Maybe you should turn you questions around. Why wouldn't Microsoft want to have all of their servers maxed out?

1) Given that CPU use is the de facto measurement of utilisation then they are actually running a very efficient operation. AFAIK, anything above 50% utilisation is pretty much gold standard.

2) Windows. Seriously, we know they dogfood Windows as much as possible and we know that Windows carries a performance burden. Presumably they're running the fabled "MinWin" but it's still going to cost them.

Greg Linden said...

Hi, Joe. I'd expect them to have their servers maxed out, but it is the way they are maxed out that I find surprising.

The Cosmos servers should be streaming huge amounts of data as fast as they can off disk, but they aren't able to that because the disk and network data have to wait for CPU to be free.

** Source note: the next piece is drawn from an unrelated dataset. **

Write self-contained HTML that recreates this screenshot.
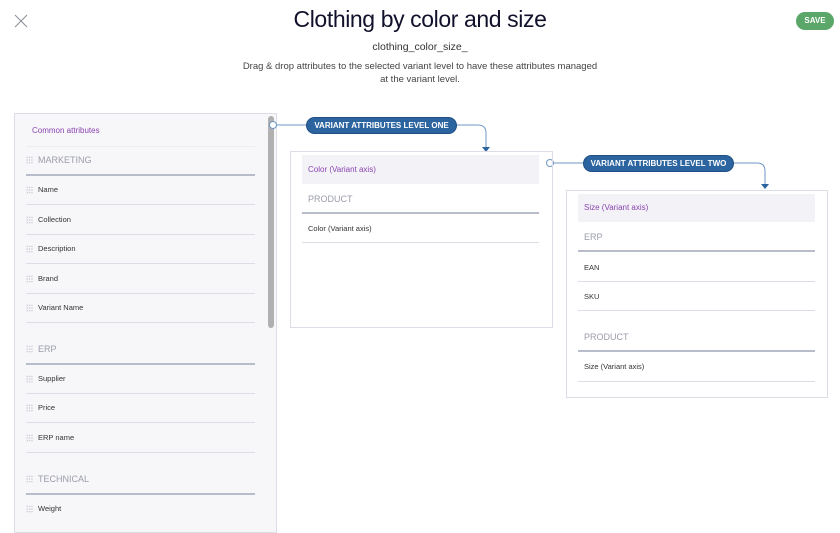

The Bing servers should be quick in-memory caches, doing nothing but responding immediately to a request for index data, but instead are waiting on CPU.

The Hotmail servers should be fast random access lookups for data, but instead spend all their time waiting on disk seeks.

Yes, I would expect the servers to be maxed out, but it is the way they are maxed out that I think is odd and requires more explanation.

Anonymous said...

regarding the comment about being CPU bound due to "neural networks". This would only be the case if they were performing training each time which wouldn't make any sense. A neural net is a supervised learning technique and classification is fast/low cost.

More than likely they are CPU bound due to Greg's comment about compression.

Mark said...

Bing does seem to use some pretty intensive learned ranking metrics (see the recent ICML workshop and the slides from the Microsost team). Those kind of models tend to be memory-hungry, but I would guess probably aren't the the main cause of CPU-load.